Blake gets a break: Pistons, down 4 key players, battle but fall to Philly

Luke Kennard scored a career-high 28 points to help make up for the absence of Blake Griffin as the Pistons lost in Philadelphia.
Jesse D. Garrabrant/Getty Images
by Keith Langlois
Web Editor


Three quick observations from Monday night’s 116-102 loss to the Philadelphia 76ers at Wells Fargo Center

CRITICAL SHORTAGE – Whatever game plan the Philadelphia 76ers devised to play the Pistons for the fourth time in 25 games – they’re finished for the season with each other already – it’s fair to guess it was crumpled up and thrown in the trash after news broke Monday afternoon that Blake Griffin would sit out. Griffin, 11th in NBA scoring at 25.6 points a game, had averaged 39.7 points, 13.0 rebounds and 6.0 assists in three games this season against Philadelphia. The Pistons also were without Reggie Bullock for the fourth straight game and Ish Smith and Stanley Johnson for the third straight. That meant the Pistons were missing 55 points from their average output. They got a huge game from Luke Kennard, whose 28 points set a career best, and big numbers from Andre Drummond (21 points, 17 rebounds), but were hurt in a number of key areas. The 76ers outscored them 45-27 from the 3-point arc, 23-11 from the foul line and 27-11 in second-chance points Johnson’s absence was perhaps as critical to the Pistons defense as Griffin’s was to the offense.

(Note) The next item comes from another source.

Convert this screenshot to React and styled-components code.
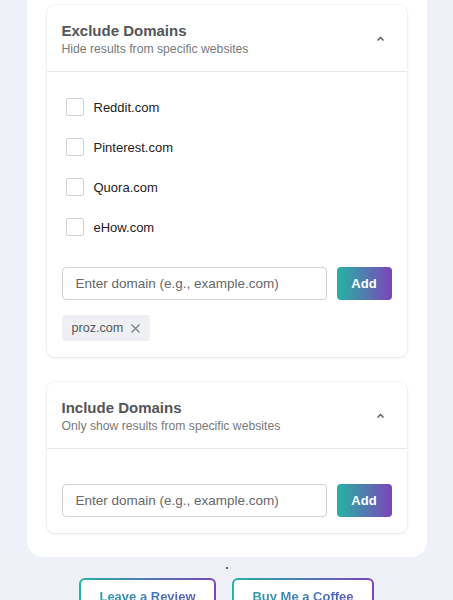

Griffin and Johnson likely would have taken turns guarding Ben Simmons and it was Simmons, guarded by Jon Leuer, who got Philadelphia’s offense rolling. The 76ers led by 15 in the first half when the Pistons went on a late 12-0 run. They again came back from a double-digits deficit to pull within three late in the third quarter, then again pared a 12-point deficit to six with nine minutes to play. A 14-2 Philadelphia run iced it.

A BREAK FOR BLAKE – Dwane Casey said the decision to give Blake Griffin a game off was in the works even before Sunday’s first-quarter collision with Anthony Davis hobbled him. Griffin, who has missed significant stretches of each of the past four seasons, ranks No. 6 in the NBA in minutes per game at 35.6. The Pistons were playing their third game in four nights and their fourth in six nights at Philadelphia. “We had talked about (giving him time off) beforehand. That quickened it,” Casey said of Sunday’s collision in which Griffin’s knee banged into Davis’ hip. Davis sat out the final 18-plus minutes of the first half and the first two of the second half before returning. Casey wouldn’t commit to Griffin playing at Charlotte on Wednesday – “we’ll see,” he said – and said that Griffin was on board with the decision. “I’m sure he’s not 100 percent happy with it,” Casey said. “He’s a competitor. He wants to play but he also is smart enough to understand the big picture.”

RIPPLE EFFECTS – Blake Griffin’s absence – in concert with the continued absences of Stanley Johnson, Reggie Bullock and Ish Smith – forced Dwane Casey to rethink his lineup. Without the scoring punch of Griffin and Bullock in the starting lineup, Casey also subbed Luke Kennard in for Glenn Robinson III for the greater offensive versatility Kennard provides. Leuer started for Griffin and Bruce Brown drew the start at shooting guard mostly for his ability to match up with Jimmy Butler. Butler exited the game after 10 first-half minutes with a strained groin. The second unit consisted of Robinson, Jose Calderon, Zaza Pachulia, Henry Ellenson and Langston Galloway. Ellenson, who had played just eight minutes in one previous appearance this season, had five points and six rebounds in 17 minutes. Galloway, after scoring a season-high 24 points in a season-high 37 minutes on Sunday, went scoreless in 22 minutes.